Actors in romances must believe in the most absurd premises and remain within a narrow range of gestures and emotions. We know that there are more ways of smiling than we can catalogue, yet, the romance actor is bound to about five types of smiles: shy, coy, bright, warm, happy. Sorry, those are not good ways to describe the smiles, but they are all I can come up with. The sly smile is rarely permitted, the seductive smile almost never, the vengeful smile absolutely not. Similarly, the actors’ eyes are limited in their emotional range: happy, sad, confused, affectionate, surprised. Women are given the eyes and the smiles. Men are given broad shoulders and the occasional tear.
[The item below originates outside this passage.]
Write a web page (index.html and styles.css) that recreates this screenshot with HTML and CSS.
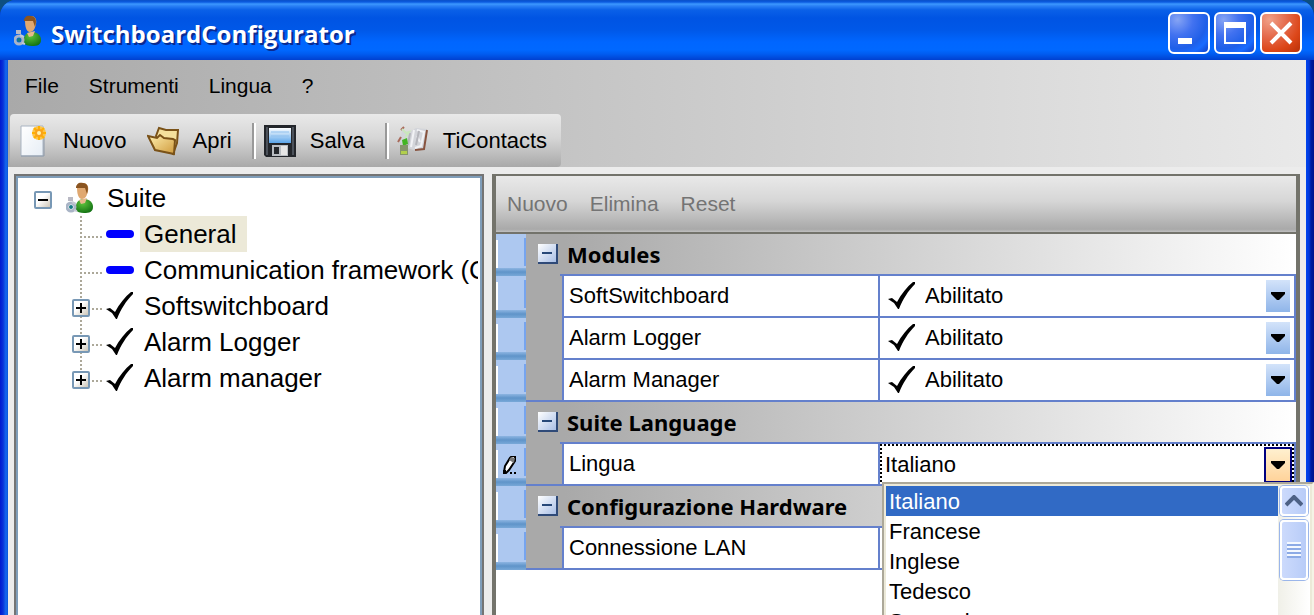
FILE: index.html
```html
<!DOCTYPE html>
<html lang="it">
<head>
<meta charset="utf-8">
<title>SwitchboardConfigurator</title>
<link rel="stylesheet" href="styles.css">
</head>
<body>
<svg class="defs" aria-hidden="true">
  <defs>
    <linearGradient id="gold" x1="0" y1="0" x2="1" y2="1"><stop offset="0" stop-color="#fff0b0"/><stop offset="1" stop-color="#cf9a3c"/></linearGradient>
    <linearGradient id="paper" x1="0" y1="0" x2="1" y2="1"><stop offset="0" stop-color="#fff"/><stop offset="1" stop-color="#e6edf5"/></linearGradient>
    <linearGradient id="label" x1="0" y1="0" x2="0" y2="1"><stop offset="0" stop-color="#fff"/><stop offset="1" stop-color="#5aa5ea"/></linearGradient>
    <radialGradient id="green" cx=".4" cy=".3" r=".8"><stop offset="0" stop-color="#5cc43c"/><stop offset="1" stop-color="#0c6a10"/></radialGradient>
    <symbol id="user" viewBox="0 0 28 32">
      <path d="M10 28c-1-7 2-11 8-11 6 0 9 4 9 8 0 5-4 6-9 6-4 0-7-1-8-3z" fill="url(#green)"/>
      <path d="M13 18l8-2-2 5-4 1z" fill="#e6b98c"/>
      <path d="M11 5c0-3 3-4 6-4 4 0 6 3 5 8-1 5-3 8-6 8-4 0-5-6-5-12z" fill="#e0a870"/>
      <path d="M10 6c0-4 3-6 7-5 5 0 6 5 4 11l-2-6z" fill="#8a5420"/>
      <path d="M2 15h5v4H2z" fill="#b9b9c4"/>
      <circle cx="5" cy="25" r="4" fill="none" stroke="#a9b4c6" stroke-width="3"/>
      <circle cx="5" cy="25" r="2" fill="#167a86"/>
      <path d="M6 20l4 2M8 28l3 1" stroke="#c4c9d4" stroke-width="2"/>
    </symbol>
    <symbol id="check" viewBox="0 0 28 28"><path d="M0 17l4-1 5 4C13 12 19 5 25 0h2v2C20 9 15 17 11 27h-1l-4-6z"/></symbol>
    <symbol id="arrow" viewBox="0 0 14 8"><path d="M0 0h14v2L8 8H6L0 2z"/></symbol>
  </defs>
</svg>
<div class="window">
  <header class="titlebar">
    <svg class="title-icon"><use href="#user"/></svg>
    <h1>SwitchboardConfigurator</h1>
    <div class="controls">
      <button class="control" aria-label="Riduci a icona"><svg viewBox="0 0 36 36"><path d="M7 23h14v6H7z" fill="#fff"/></svg></button>
      <button class="control" aria-label="Ingrandisci"><svg viewBox="0 0 36 36"><path d="M7 7h22v22H7zM9 13v14h18V13z" fill="#fff" fill-rule="evenodd"/></svg></button>
      <button class="control close" aria-label="Chiudi"><svg viewBox="0 0 36 36"><path d="M8 8l20 20M28 8L8 28" stroke="#fff" stroke-width="4"/></svg></button>
    </div>
  </header>
  <div class="client">
    <div class="bars">
      <nav class="menu">
        <button>File</button><button>Strumenti</button><button>Lingua</button><button>?</button>
      </nav>
      <div class="toolbar" role="toolbar" aria-label="Strumenti">
        <button>
          <svg viewBox="0 0 32 32"><path d="M4 1h22v30H4z" fill="url(#paper)" stroke="#a9b4c2" stroke-width="1"/><path d="M4 31h23V12" fill="none" stroke="#8e9aaa"/><circle cx="22" cy="8" r="7" fill="#fcc34a"/><path d="M22 1v14M15 8h14M17 3l10 10M27 3L17 13" stroke="#ffb000" stroke-width="2"/><circle cx="22" cy="8" r="4" fill="#f9a21c"/><circle cx="22" cy="8" r="2" fill="#fff3b0"/></svg>
          Nuovo
        </button>
        <button>
          <svg viewBox="0 0 32 32"><path d="M9 11l3-8 7 2h12l-1 13-4 11-14-10z" fill="#f4e09c" stroke="#7a5218" stroke-width="2"/><path d="M1 11l9 2 3-3 4 3 9 1 2 1-1 14-19-4z" fill="url(#gold)" stroke="#7a5218" stroke-width="2"/></svg>
          Apri
        </button>
        <span class="separator"></span>
        <button>
          <svg viewBox="0 0 32 32"><path d="M0 0h32v32H2l-2-2z" fill="#23262b"/><path d="M2 2h2v28H2zM28 2h2v28h-2z" fill="#4c525b"/><path d="M5 3h22v15H5z" fill="url(#label)"/><path d="M7 7h18M7 11h18" stroke="#8fc0ee" stroke-width="1"/><path d="M8 20h16v11H8z" fill="#b9bdc2"/><path d="M10 22h5v7h-5z" fill="#25282c"/><path d="M17 21h6v9h-6z" fill="#e6e6e6"/></svg>
          Salva
        </button>
        <span class="separator"></span>
        <button>
          <svg viewBox="0 0 32 32"><path d="M3 16l2-10 8 1 6-4 11 1-3 20-10 1-10-3z" fill="#d3d5da"/><path d="M30 5l-3 19-9 1" fill="none" stroke="#87533f" stroke-width="2"/><path d="M17 5l-3 17M20 5l7 2-3 14-6 2M20 11l3 6" fill="none" stroke="#f1f2f5" stroke-width="2"/><path d="M13 8l-2 12M22 6l-3 14" stroke="#b4b5bb" stroke-width="2"/><path d="M4 5l3-3M1 17l3-5" stroke="#a86a5a" stroke-width="2"/><path d="M5 4l4 4 3-1-4 6" fill="none" stroke="#c9e6bc" stroke-width="2"/><path d="M5 15l5-2 1 6-5 2z" fill="#42b522"/><path d="M3 20h8v10H3z" fill="#85946b"/><path d="M4 26h6v3H4z" fill="#b2cf4c"/></svg>
          TiContacts
        </button>
      </div>
    </div>
    <main class="workspace">
      <aside class="tree">
        <div class="tree-row root">
          <button class="toggle" aria-label="Comprimi Suite"></button>
          <svg class="suite-icon"><use href="#user"/></svg>
          <span class="node">Suite</span>
        </div>
        <ul>
          <li class="tree-row"><span class="branch"></span><span class="dash"></span><span class="node selected">General</span></li>
          <li class="tree-row"><span class="branch"></span><span class="dash"></span><span class="node">Communication framework (C</span></li>
          <li class="tree-row"><span class="branch"><button class="toggle plus" aria-label="Espandi Softswitchboard"></button></span><svg class="check"><use href="#check"/></svg><span class="node">Softswitchboard</span></li>
          <li class="tree-row"><span class="branch"><button class="toggle plus" aria-label="Espandi Alarm Logger"></button></span><svg class="check"><use href="#check"/></svg><span class="node">Alarm Logger</span></li>
          <li class="tree-row"><span class="branch"><button class="toggle plus" aria-label="Espandi Alarm manager"></button></span><svg class="check"><use href="#check"/></svg><span class="node">Alarm manager</span></li>
        </ul>
      </aside>
      <section class="editor">
        <div class="editor-bar" role="toolbar" aria-label="Modifica">
          <button disabled>Nuovo</button><button disabled>Elimina</button><button disabled>Reset</button>
        </div>
        <table class="grid">
          <colgroup><col class="col-mark"><col class="col-indent"><col class="col-name"><col></colgroup>
          <tbody>
            <tr class="group"><td class="mark"></td><th colspan="3"><span class="group-title"><button class="fold" aria-label="Comprimi Modules"></button>Modules</span></th></tr>
            <tr><td class="mark"></td><td class="indent"></td><td class="name"><label for="m1">SoftSwitchboard</label></td><td class="value"><div class="field"><svg class="check"><use href="#check"/></svg><select id="m1"><option>Abilitato</option><option>Disabilitato</option></select><span class="drop"><svg><use href="#arrow"/></svg></span></div></td></tr>
            <tr><td class="mark"></td><td class="indent"></td><td class="name"><label for="m2">Alarm Logger</label></td><td class="value"><div class="field"><svg class="check"><use href="#check"/></svg><select id="m2"><option>Abilitato</option><option>Disabilitato</option></select><span class="drop"><svg><use href="#arrow"/></svg></span></div></td></tr>
            <tr class="last"><td class="mark"></td><td class="indent"></td><td class="name"><label for="m3">Alarm Manager</label></td><td class="value"><div class="field"><svg class="check"><use href="#check"/></svg><select id="m3"><option>Abilitato</option><option>Disabilitato</option></select><span class="drop"><svg><use href="#arrow"/></svg></span></div></td></tr>
            <tr class="group"><td class="mark"></td><th colspan="3"><span class="group-title"><button class="fold" aria-label="Comprimi Suite Language"></button>Suite Language</span></th></tr>
            <tr class="last"><td class="mark"><svg class="pencil" viewBox="0 0 14 18"><path d="M1 16l1-6 5-8 2-2h3v5l-6 9-3 3z" fill="#fff" stroke="#000" stroke-width="2"/><path d="M6 4l2-3 4 1-1 5z" fill="#777"/><path d="M0 14h3v4H0zM7 16h2v2H7zM11 16h2v2h-2z"/></svg></td><td class="indent"></td><td class="name"><label for="lang">Lingua</label></td><td class="value open">
              <div class="field editing"><input id="lang" type="text" value="Italiano" role="combobox" aria-expanded="true" aria-controls="langs"><button class="drop active" aria-label="Apri elenco"><svg><use href="#arrow"/></svg></button></div>
              <div class="popup">
                <ul id="langs" role="listbox" aria-label="Lingua">
                  <li role="option" aria-selected="true">Italiano</li><li role="option">Francese</li><li role="option">Inglese</li><li role="option">Tedesco</li><li role="option">Spagnolo</li>
                </ul>
                <div class="scroll">
                  <button class="scroll-up" aria-label="Su"><svg viewBox="0 0 18 12"><path d="M1 10l8-8 8 8" fill="none" stroke="#4d6185" stroke-width="4"/></svg></button>
                  <div class="thumb"><span class="grip"></span></div>
                </div>
              </div>
            </td></tr>
            <tr class="group"><td class="mark"></td><th colspan="3"><span class="group-title"><button class="fold" aria-label="Comprimi Configurazione Hardware"></button>Configurazione Hardware</span></th></tr>
            <tr class="last"><td class="mark"></td><td class="indent"></td><td class="name">Connessione LAN</td><td class="value"></td></tr>
          </tbody>
        </table>
      </section>
    </main>
  </div>
</div>
</body>
</html>
```
FILE: styles.css
```css
* { box-sizing: border-box; }
body {
  margin: 0;
  height: 100vh;
  overflow: hidden;
  background: #0d4f80;
  color: #000;
  font: 22px/28px "Liberation Sans", Arial, sans-serif;
}
button, input, select { font: inherit; color: inherit; border: 0; padding: 0; background: none; }
ul { list-style: none; margin: 0; padding: 0; }
svg { flex: none; display: block; }
.defs { position: absolute; width: 0; height: 0; }

.window {
  display: flex;
  flex-direction: column;
  height: 100%;
  padding: 0 8px;
  border-radius: 16px 16px 0 0;
  background:
    linear-gradient(90deg, #0019cf, #0831d9 3px, #166aee 6px, #0855dd 8px) left / 8px 100% no-repeat,
    linear-gradient(90deg, #0045f0, #0038dc 3px, #001da0 5px, #00138c) right / 8px 100% no-repeat,
    #0855dd;
  overflow: hidden;
}
.titlebar {
  display: flex;
  align-items: center;
  flex: none;
  height: 60px;
  margin: 0 -8px;
  padding: 6px 12px 0 14px;
  background: linear-gradient(#0a50c8 0, #0a5ae0 2px, #3c98ff 4px, #2a80f5 6px, #0a60e8 10px, #0054e3 18px, #0058e8 30px, #0066ff 42px, #0068ff 50px, #005cf0 54px, #0040d0 60px);
}
.title-icon { width: 28px; height: 32px; margin: 0 9px 4px 0; }
h1 { flex: 1; margin: 0; padding-top: 2px; color: #fff; font: bold 24px/32px "Open Sans", sans-serif; text-shadow: 2px 2px 0 #0a2a90; }
.controls { display: flex; gap: 4px; }
.control {
  width: 42px;
  height: 42px;
  border: 2px solid #fff;
  border-radius: 6px;
  background: radial-gradient(circle at 20% 15%, #86a4f4 0, #4272f0 35%, #1f5fe8 65%, #1a6cff 80%, #1040c8 100%);
}
.control svg { width: 36px; height: 36px; margin: 1px; }
.control.close { background: radial-gradient(circle at 20% 15%, #f0a088 0, #e4694a 40%, #dc4618 70%, #b83008 100%); }

.client { display: flex; flex-direction: column; flex: 1; min-height: 0; background: #ececec; }
.bars { background: linear-gradient(90deg, #a9a9a9, #e9e9e9); }
.menu { display: flex; gap: 30px; padding: 12px 17px 14px; font-size: 21px; }
.toolbar {
  display: inline-flex;
  align-items: center;
  height: 53px;
  margin-left: 2px;
  padding: 0 14px 0 7px;
  border-radius: 4px;
  background: linear-gradient(#e9e9e9, #d6d6d6 45%, #a9a9a9);
  vertical-align: top;
}
.toolbar button { display: flex; align-items: center; gap: 14px; margin-right: 20px; }
.toolbar button:last-child { margin-right: 0; }
.toolbar button svg { width: 32px; height: 32px; }
.separator { width: 4px; height: 36px; margin-right: 8px; border-left: 2px solid #999; border-right: 2px solid #fff; }

.workspace { display: flex; flex: 1; gap: 8px; min-height: 0; padding: 7px 6px 0; }
.tree { flex: 0 0 470px; overflow: hidden; padding: 2px 2px 0 0; border: 2px solid #747474; border-bottom: 0; background: #fff; box-shadow: inset 2px 2px #7f9db9, inset -2px 0 #7f9db9; font-size: 26px; line-height: 36px; }
.tree-row { display: flex; align-items: center; height: 36px; padding-left: 56px; white-space: nowrap; overflow: hidden; }
.tree ul { margin-right: 2px; }
.root { padding-left: 18px; margin-top: 2px; }
.root .suite-icon { width: 28px; height: 32px; margin: 0 9px 0 14px; }
.node { padding: 0 4px; }
.tree-row .check, .dash { flex: none; margin: 0 6px 0 4px; }
.node.selected { padding-right: 10px; background: #ece9d8; }
.check { width: 28px; height: 28px; }
.dash { width: 28px; height: 8px; border-radius: 4px; background: #00f; }
.branch {
  display: grid;
  align-items: center;
  flex: none;
  width: 30px;
  height: 36px;
  background:
    repeating-linear-gradient(#aca899 0 2px, #fff 2px 4px) 8px 0 / 2px 100% no-repeat,
    repeating-linear-gradient(90deg, #aca899 0 2px, #fff 2px 4px) 12px 20px / 18px 2px no-repeat;
}
li:last-child .branch { background-size: 2px 20px, 18px 2px; }
.toggle {
  width: 18px;
  height: 18px;
  margin-top: 4px;
  border: 2px solid #7898b5;
  border-radius: 2px;
  background:
    linear-gradient(#000, #000) center / 10px 2px no-repeat,
    linear-gradient(135deg, #fff 40%, #cdc6b8);
}
.toggle.plus {
  background:
    linear-gradient(#000, #000) center / 10px 2px no-repeat,
    linear-gradient(#000, #000) center / 2px 10px no-repeat,
    linear-gradient(135deg, #fff 40%, #cdc6b8);
}

.editor { flex: 1; min-width: 0; border: solid #73736b; border-width: 2px 4px 0; background: #fff; }
.editor-bar { display: flex; gap: 22px; padding: 14px 11px; font-size: 21px; border-bottom: 2px solid #73736b; background: linear-gradient(#e9e9e9, #d6d6d6 45%, #a9a9a9 95%, #c0c0c0); }
.editor-bar button { color: #747474; }

.grid { width: 100%; table-layout: fixed; border-collapse: separate; border-spacing: 0; }
.col-mark { width: 30px; }
.col-indent { width: 36px; }
.col-name { width: 318px; }
.grid td, .grid th { height: 42px; padding: 0; text-align: left; }
.mark {
  background:
    linear-gradient(#fff, #fff) 0 6px / 2px 28px no-repeat,
    linear-gradient(#76a4ee, #76a4ee) 28px 4px / 2px 28px no-repeat,
    linear-gradient(#adc8f0 34px, #8db5e2 34px, #5f94c9 38px, #78a8d8 42px);
}
.pencil { width: 14px; height: 18px; margin-left: 7px; }
.grid th {
  background: linear-gradient(90deg, #a9a9a9 5%, #fff);
  background-clip: padding-box;
  font: bold 22px/28px "Noto Sans", sans-serif;
}
.group th { border-image: linear-gradient(90deg, #a9a9a9 36px, #6480cc 36px) 2; border-style: solid; border-width: 0 0 2px; }
.group-title { display: flex; align-items: center; gap: 9px; padding-left: 12px; }
.fold {
  width: 20px;
  height: 20px;
  border: solid #2f4a78;
  border-width: 0 2px 2px 0;
  background:
    linear-gradient(#274878, #274878) center / 10px 2px no-repeat,
    linear-gradient(135deg, #fff, #a9bfe6);
}
.indent { background: #a9a9a9; border-right: 2px solid #6480cc; }
.last .indent { border-bottom: 2px solid #6480cc; }
.name { border: solid #6480cc; border-width: 0 2px 2px 0; }
.grid .indent + .name { padding-left: 7px; }
.grid .indent { border-right-width: 0; box-shadow: 2px 0 #6480cc; }
.value { border: solid #6480cc; border-width: 0 2px 2px 0; }
.field { display: flex; align-items: center; height: 40px; padding: 0 4px 0 8px; }
.field .check { margin-right: 9px; }
.field select { flex: 1; min-width: 0; height: 32px; appearance: none; }
.field input { flex: 1; min-width: 0; outline: 0; }
.drop { display: grid; place-items: center; width: 24px; height: 32px; background: linear-gradient(#d3e3fa, #8fb5e9); pointer-events: none; }
.drop svg { width: 14px; height: 8px; }
.field.editing { padding: 2px 2px 0 5px; background:
    repeating-linear-gradient(90deg, #000 0 2px, #fff 2px 4px) top / 100% 2px no-repeat,
    repeating-linear-gradient(#000 0 2px, #fff 2px 4px) left / 2px 100% no-repeat,
    repeating-linear-gradient(#000 0 2px, #fff 2px 4px) right / 2px 100% no-repeat; }
.drop.active { width: 28px; height: 36px; border: 2px solid #000080; background: linear-gradient(#fff0cf, #ffd39a); }
.open { position: relative; }
.popup {
  position: absolute;
  z-index: 2;
  top: 38px;
  left: 2px;
  right: -20px;
  display: flex;
  padding: 2px;
  border: 2px solid #aca899;
  border-right: 2px solid #f5f3e6;
  background: #ece9d8;
}
.popup ul { flex: 1; background: #fff; }
.popup li { height: 30px; padding: 2px 3px 0; }
.popup li[aria-selected] { background: #316ac5; color: #fff; }
.scroll { width: 32px; padding: 0 2px; background: linear-gradient(90deg, #f0f0e8, #fff); }
.scroll-up, .thumb {
  display: grid;
  place-items: center;
  width: 28px;
  border: 2px solid #fff;
  border-radius: 4px;
  background: linear-gradient(90deg, #ccdafc, #b8ccf8);
  box-shadow: 0 0 0 1px #9bb6ea;
}
.scroll-up { height: 30px; }
.scroll-up svg { width: 18px; height: 12px; }
.thumb { height: 60px; margin-top: 4px; }
.grip { width: 14px; height: 16px; background: repeating-linear-gradient(#f4f8ff 0 2px, #8caae6 2px 4px); }
```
It takes great skill to act within these limited emotions, to convey, over 16 episodes, how relationships grow and change across five different smiles. And to believe, somehow, that those five smiles convey the ultimate in feeling. They must have the power to cut through dialogue and to move audiences. We watch these dramas for their smiles and tears. We do not have drinking games based on each time a character smiles. Instead, we sigh, longingly, blush a little, and then tell all our friends that these dramas are absurd.
We keep watching.
While I find the lack of chemistry—a complicated term—in Hallmark films hilarious, as people who have mostly acted like siblings decide to transform their lives and to get married, I find the same lack of chemistry in k-dramas intriguing. Chemistry is a strange term. In many U.S. tv shows, it means characters have sex within the first 37 seconds of a series and, only later, do they discover they are coworkers. It is very boring. In the k-dramas I’ve watched, the characters have sex later in a series and we do not see anything that even seems explicit. A closed door. Rumpled sheets. People waking up next to each other. Suggestion. I find this relaxing. Even comforting. Perhaps because it positions sex as a choice made to explore something, not as an uncontrollable urge caused by too much drinking.
I find these shows relaxing. Even comforting. I’m glad to be watching them.